We can start our search with a greedy approach to assigning candidates to roles, by simply assigning each candidate in turn to the first (highest scoring) role remaining in its column. Search can then backtrack and try to improve on this solution. Note that we should always assign the last candidate to the best available role, but otherwise we can choose to assign candidates to gradually less ideal roles in the hopes of finding a better overall match. We can keep the candidates in a doubly linked list ordered by their best role score, and update this over time if their best role is taken by someone else.

Some candidates are not suited to a given role. We can imagine their goodness score is -∞, but it's easier just to leave nodes out of the matrix. Per Knuth, we should attempt to assign a candidate with the minimal number of available roles at each step to keep the search tree from getting too bushy —so really we should be ordering candidates first by number of available roles, then by maximum role value.

If n = m (which can happen along the way even if it's not initially true) the problem becomes symmetrical and we can instead choose to assign a role to a candidate.

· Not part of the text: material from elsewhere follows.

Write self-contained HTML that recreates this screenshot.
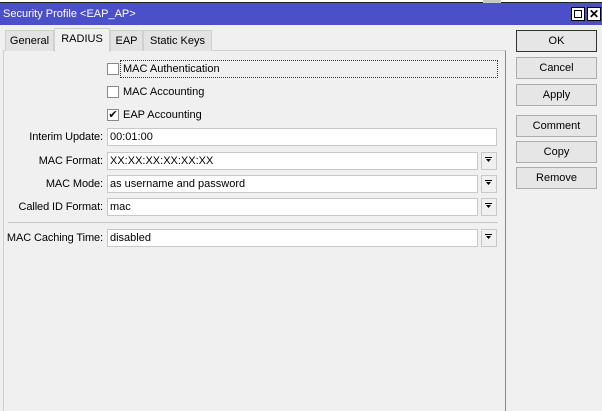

In particular, if a role has fewer candidates available than any candidate has roles, we should assign a candidate to that role rather than vice versa. Again we can sort the roles by available candidates and maximum score.

Finally, we can prune entries from the matrix early. Every time the upper bound shrinks, we can remove entries that, if chosen, would drive the upper bound below the best solution found so far. We can do this by walking the sorted doubly linked lists in reverse, removing entries until we reach an entry that's still viable.

We're done as soon as every candidate has a role. If we ever find that a candidate has no available roles, we immediately backtrack. Similarly if n > m we know that some candidate will eventually run out of roles and we can immediately backtrack.

It's not hard to generalize this to a version where roles can accept between p and q candidates. It's trickier for me to see how to do this in the original dancing links without redundancy, though I'm sure it's equally easy in practice.